Anfangs jedoch unterstützte Huang Ruiwo ihren Mann nicht. Nachdem er sie aber schließlich überreden konnte, reiste sie zusammen mit ihm nach Tibet. Damals ahnte sie noch nicht, dass sie unvergessliche Momente auf dieser eher unfreiwilligen Reise nach Tibet erleben sollte:
"Wir übernachteten in einem Holiday-Inn. Mit dem Service dort waren wir sehr zufrieden. Die Preise in den Geschäften waren auch nicht teuer. Und die tibetischen Kinder waren sehr süß! Einige Tibeter sprachen Hochchinesisch, andere nicht. Die Verhältnisse der dort lebenden Han waren gut. Ich hatte das Gefühl, die Tibeter hofften, dass mehr Angehörige der Han-Nationalität nach Tibet kommen würden. Es war gut für dortige Entwicklung. Meine sieben Tage in Tibet waren sehr schnell vergangen. Ich wollte damals Tibet nicht wieder verlassen."

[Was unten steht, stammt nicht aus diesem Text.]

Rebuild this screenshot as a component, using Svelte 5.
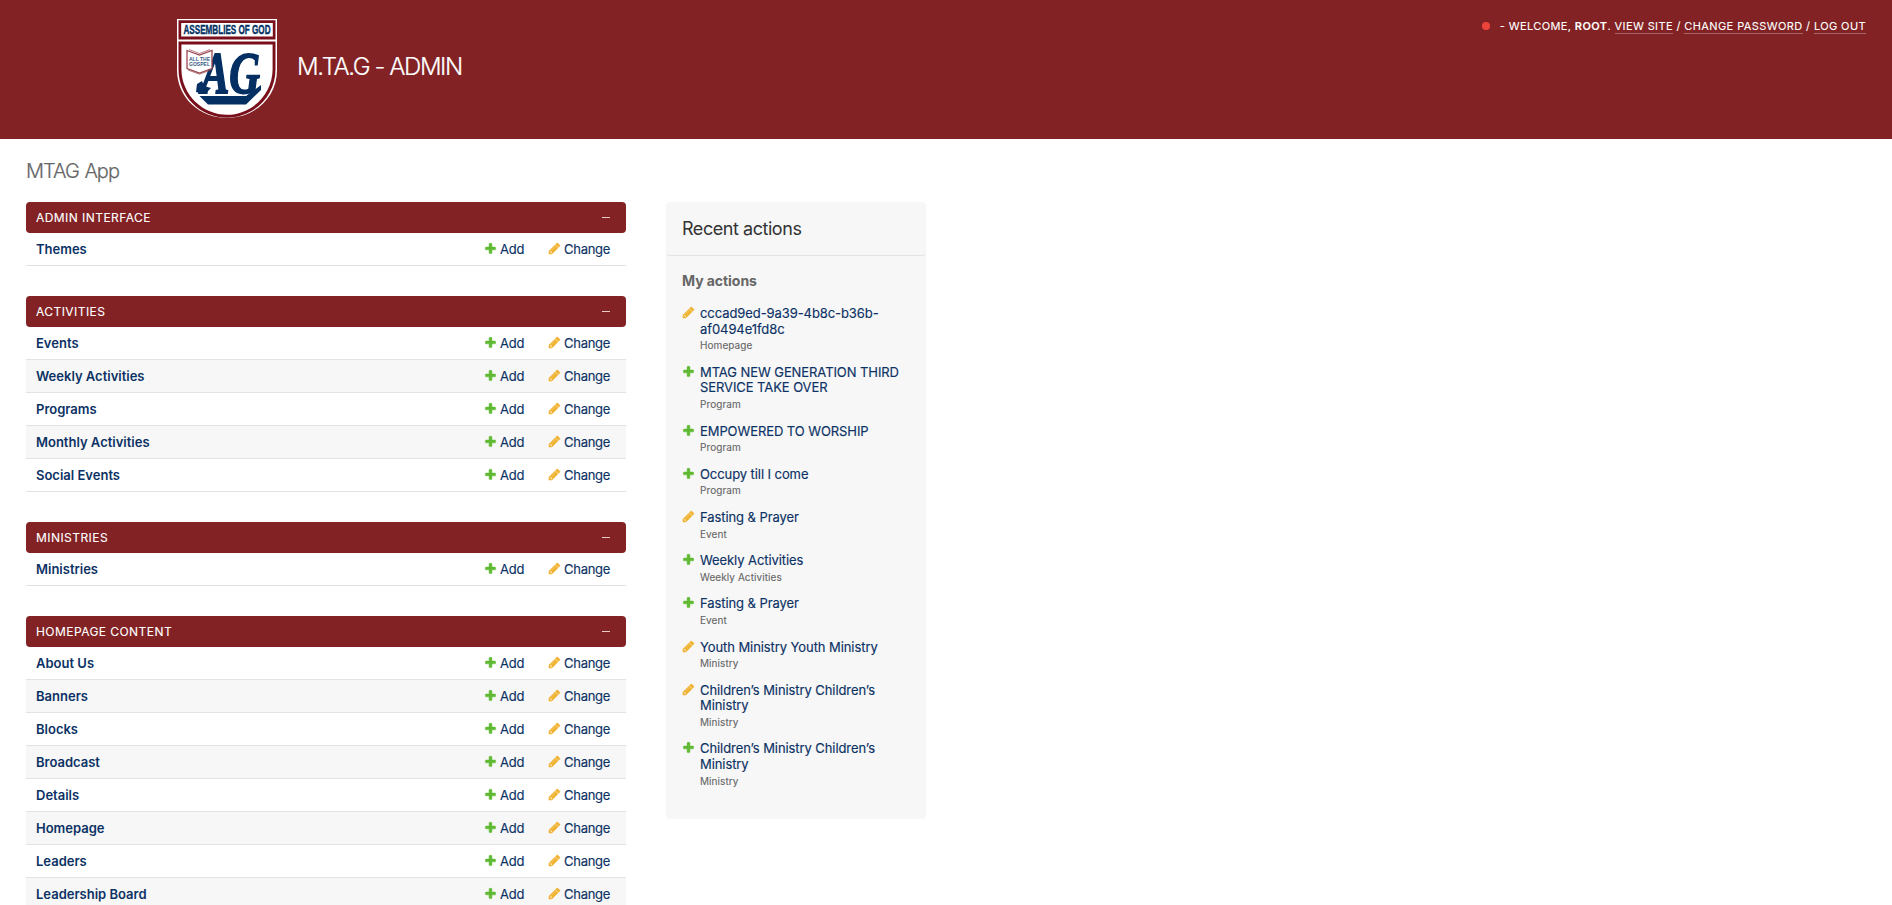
<script>
  const groups = [
    { title: 'Admin Interface', models: ['Themes'] },
    {
      title: 'Activities',
      models: ['Events', 'Weekly Activities', 'Programs', 'Monthly Activities', 'Social Events']
    },
    { title: 'Ministries', models: ['Ministries'] },
    {
      title: 'Homepage Content',
      models: ['About Us', 'Banners', 'Blocks', 'Broadcast', 'Details', 'Homepage', 'Leaders', 'Leadership Board']
    }
  ];
  const actions = [
    { type: 'change', lines: ['cccad9ed-9a39-4b8c-b36b-', 'af0494e1fd8c'], kind: 'Homepage' },
    { type: 'add', lines: ['MTAG NEW GENERATION THIRD', 'SERVICE TAKE OVER'], kind: 'Program' },
    { type: 'add', lines: ['EMPOWERED TO WORSHIP'], kind: 'Program' },
    { type: 'add', lines: ['Occupy till I come'], kind: 'Program' },
    { type: 'change', lines: ['Fasting & Prayer'], kind: 'Event' },
    { type: 'add', lines: ['Weekly Activities'], kind: 'Weekly Activities' },
    { type: 'add', lines: ['Fasting & Prayer'], kind: 'Event' },
    { type: 'change', lines: ['Youth Ministry Youth Ministry'], kind: 'Ministry' },
    { type: 'change', lines: ['Children’s Ministry Children’s', 'Ministry'], kind: 'Ministry' },
    { type: 'add', lines: ['Children’s Ministry Children’s', 'Ministry'], kind: 'Ministry' }
  ];
</script>

{#snippet icon(type)}
  <svg class="icon" width="13" height="13" viewBox="0 0 1792 1792" aria-hidden="true">
    {#if type === 'add'}
      <path fill="#5fb932" stroke="#5fb932" stroke-width="70" d="M1600 796v192q0 40-28 68t-68 28h-416v416q0 40-28 68t-68 28h-192q-40 0-68-28t-28-68v-416h-416q-40 0-68-28t-28-68v-192q0-40 28-68t68-28h416v-416q0-40 28-68t68-28h192q40 0 68 28t28 68v416h416q40 0 68 28t28 68z" />
    {:else}
      <path fill="#f0b331" stroke="#f0b331" stroke-width="60" d="M491 1536l91-91-235-235-91 91v107h128v128h107zm523-928q0-22-22-22-10 0-17 7l-542 542q-7 7-7 17 0 22 22 22 10 0 17-7l542-542q7-7 7-17zm-54-192l416 416-832 832h-416v-416zm683 96q0 53-37 90l-166 166-416-416 166-165q36-38 90-38 53 0 91 38l235 234q37 39 37 91z" />
    {/if}
  </svg>
{/snippet}

<header>
  <div class="brand">
    <svg class="logo" width="100" height="100" viewBox="0 0 100 100">
      <path fill="#fff" d="M0 0H100V51C100 79 77 99 50 99S0 79 0 51Z" />
      <path fill="#780f1b" d="M1.5 1.2H98.5V20.5H1.5Z" />
      <path fill="#fff" d="M4.2 4H95.8V17.6H4.2Z" />
      <path fill="#780f1b" d="M1.5 22.5H98.5V50C98.5 78 76 98.7 50 98.7S1.5 78 1.5 50Z" />
      <path fill="#fff" d="M4.4 25.5H95.6V50C95.6 76 74 95.8 50 95.8S4.4 76 4.4 50Z" />
      <text class="banner" x="6.5" y="15.2" textLength="87" lengthAdjust="spacingAndGlyphs">ASSEMBLIES OF GOD</text>
      <g transform="translate(24 74)">
        <text class="mono" x="0" y="0" textLength="59" lengthAdjust="spacingAndGlyphs">AG</text>
      </g>
      <path fill="#fff" stroke="#9b4650" stroke-width="1.3" d="M10 31.5L22.5 36L35 31.5V49.5L22.5 54L10 49.5Z" />
      <path fill="none" stroke="#9b4650" stroke-width=".7" d="M12 30.5L22.5 34.5L33 30.5M11 51L22.5 55.2L34 51" />
      <text class="tiny" x="12" y="41.7" textLength="21" lengthAdjust="spacingAndGlyphs">ALL THE</text>
      <text class="tiny" x="12" y="46.8" textLength="21" lengthAdjust="spacingAndGlyphs">GOSPEL</text>
      <path fill="#032f63" d="M22.5 77H69L84 66V71L69 85.5H31Z" />
      <path fill="#032f63" d="M19 73L20 65L25 62L27 67L34 69L28 75Z" />
    </svg>
    <h1>M.TA.G - ADMIN</h1>
  </div>
  <div class="tools">
    <span class="dot"></span><span class="welcome">- Welcome, <strong>root</strong>. <a>View site</a> / <a>Change password</a> / <a>Log out</a></span>
  </div>
</header>

<main>
  <h2 class="page-title">MTAG App</h2>
  <div class="columns">
    <div class="modules">
      {#each groups as group}
        <section class="module">
          <div class="caption"><span>{group.title}</span><i></i></div>
          {#each group.models as model}
            <div class="row">
              <a class="name">{model}</a>
              <a class="link add">{@render icon('add')}<span>Add</span></a>
              <a class="link change">{@render icon('change')}<span>Change</span></a>
            </div>
          {/each}
        </section>
      {/each}
    </div>
    <aside>
      <h2>Recent actions</h2>
      <h3>My actions</h3>
      <ul>
        {#each actions as action}
          <li>
            {@render icon(action.type)}
            <div>
              <a class="title">{#each action.lines as line}<span>{line}</span>{/each}</a>
              <span class="kind">{action.kind}</span>
            </div>
          </li>
        {/each}
      </ul>
    </aside>
  </div>
</main>

<style>
  :global(html) { overflow: hidden; }
  :global(body) { margin: 0; height: 905px; overflow: hidden; background: #fff; }
  :global(#app) { font-family: Inter, "Liberation Sans", sans-serif; font-size: 13px; color: #333; }
  h1, h2, h3, ul { margin: 0; padding: 0; }
  header {
    box-sizing: border-box; height: 139px; padding: 19px 26px 0 176.5px; background: #822224; color: #fff;
    display: flex; justify-content: space-between; align-items: flex-start;
  }
  .brand { display: flex; align-items: flex-start; gap: 20.5px; }
  .logo { display: block; overflow: visible; }
  .banner { font: bold 12.5px "Liberation Sans", sans-serif; fill: #032f63; stroke: #032f63; stroke-width: .4px; }
  .tiny { font: bold 5.5px "Liberation Sans", sans-serif; fill: #355a84; }
  .mono { font: italic bold 60px "Liberation Serif", serif; fill: #032f63; stroke: #032f63; stroke-width: 1.8px; }
  h1 { margin-top: 33px; font-size: 24px; line-height: 30px; font-weight: 300; letter-spacing: -1.4px; white-space: nowrap; -webkit-text-stroke: .2px #fff; }
  .tools { display: flex; align-items: center; font-size: 11px; line-height: 14px; text-transform: uppercase; letter-spacing: .4px; font-weight: 400; white-space: nowrap; -webkit-text-stroke: .1px #fff; }
  .dot { width: 8px; height: 8px; border-radius: 50%; background: #ee443b; margin-right: 10px; }
  .tools strong { font-weight: 600; }
  .tools a { border-bottom: 1px solid #a86466; }
  main { padding: 20px 26px 0; }
  .page-title { height: 43px; font-size: 20px; line-height: 25px; font-weight: 300; color: #666; letter-spacing: -1px; word-spacing: 1px; -webkit-text-stroke: .2px #666; }
  .columns { display: flex; align-items: flex-start; gap: 40px; }
  .modules { width: 600px; display: flex; flex-direction: column; gap: 30px; }
  .caption {
    box-sizing: border-box; height: 31px; padding: 0 16px 0 10px; border-radius: 4px; background: #822224; color: #fff;
    display: flex; align-items: center; justify-content: space-between;
    font-size: 12px; text-transform: uppercase; letter-spacing: .44px; font-weight: 400; -webkit-text-stroke: .1px #fff;
  }
  .caption i { width: 8px; height: 1px; background: #e3cccc; }
  .row {
    box-sizing: border-box; height: 33px; padding: 0 16px 0 10px; border-bottom: 1px solid #e3e3e3;
    display: flex; align-items: center; color: #0c3265;
  }
  .row:nth-child(odd) { background: #f7f7f7; }
  .name { flex: 1; font-weight: 600; }
  .link { display: flex; align-items: center; gap: 3px; font-weight: 400; letter-spacing: -.26px; -webkit-text-stroke: .15px #0c3265; }
  .add { width: 64px; }
  .change { width: 62px; white-space: nowrap; }
  .icon { display: block; flex: none; }
  .link .icon { margin-top: -1px; }
  aside { box-sizing: border-box; width: 260px; height: 617px; background: #f7f7f7; border-radius: 4px; }
  aside h2 {
    box-sizing: border-box; height: 54px; padding: 0 16px; border-bottom: 1px solid #e3e3e3; border-radius: 4px;
    font-size: 18px; line-height: 53px; font-weight: 400; letter-spacing: -.45px;
  }
  aside h3 { padding: 16px 16px 0; font-size: 14px; line-height: 18px; font-weight: 650; color: #666; letter-spacing: -.05px; }
  ul { list-style: none; padding: 16px 0 0 16px; }
  li { display: flex; gap: 5px; padding-bottom: 11px; }
  .title { display: block; color: #0c3265; line-height: 15.6px; font-weight: 400; letter-spacing: -.08px; -webkit-text-stroke: .15px #0c3265; }
  .title span { display: block; white-space: nowrap; }
  .kind { display: block; padding-top: 1px; font-size: 10px; line-height: 15.6px; color: #666; letter-spacing: .07px; -webkit-text-stroke: .1px #666; }
</style>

Während ihres Aufenthalts in Tibet reisten Professor Shen Yirao und seine Frau in mehrere Städte wie etwa Lhasa und Xigaze und besuchten dabei auch viele Sehenswürdigkeiten, beispielsweise den Potala-Palast und das Kloster Tashilungpo. Während ihrer Reise trafen sie auch viele Touristen aus Europa, die Tibet hoch schätzten. Dazu sagt Huang Ruiwo:
"Die Touristen aus Europa, die wir trafen, sagten uns, dass Tibet ein unbeschreibbares und unglaubliches Paradies sei. Viele Tibeter würden Englisch sprechen. Deshalb, wenn man selbst Englisch sprechen könne, hätte man keine Probleme in Tibet."
In ihrem Tagebuch schrieb Huang Ruiwo unter dem Motto "Unvergessliche sieben Tage in Tibet", die Straßen in Lhasa seien breit und der Handel boome. In Tibet seien viele Legenden zu hören und viele heilige Orte zu sehen. Lhasa habe sich als "Rom oder Jerusalem des Osten" würdig erwiesen. Die Reise nach Tibet habe sie stark beeinflusst.
Nach ihrer Reise teilten Shen Yirao und seine Frau ihre Erlebnisse in Tibet mit ihren Freunden und Bekannten. Aber nicht alle Freunde wollten sich ihrer Meinung anschließen. Shen Yirao zufolge kennen die meisten Amerikaner das richtige Tibet nicht. Sie würden von den amerikanischen Medien schlicht getäuscht:
"Die amerikanischen Medien berichten oft, dass die Tibeter erbärmlich leben. Ich aber bin der Meinung, dass die Politik der chinesischen Regierung für nationale Minderheiten besser ist als in anderen Ländern. Zum Beispiel die Indianer in den USA: sie wurden gezwungen, an einem abgelegenen und rückständigen Ort zu leben. Sie bekommen auch keine Unterstützung von der Regierung für ihre Arbeit und ihr Leben."
Shen Yirao sagt, er habe sogar Drohbriefe und Anrufe von tibetischen Separatisten in Washington D.C. erhalten, nachdem er viele Artikel über Tibet veröffentlicht hatte. Die Wahrheit über Tibet werde meist durch Lügen und Missverständnisse verdeckt. Außerdem verfälschten einige mit Absicht die Wahrheit. Deshalb seien viele Menschen getäuscht worden. Er hoffe nun, dass immer mehr Amerikaner persönlich nach Tibet reisen würden, um sich das richtige Tibet anzuschauen.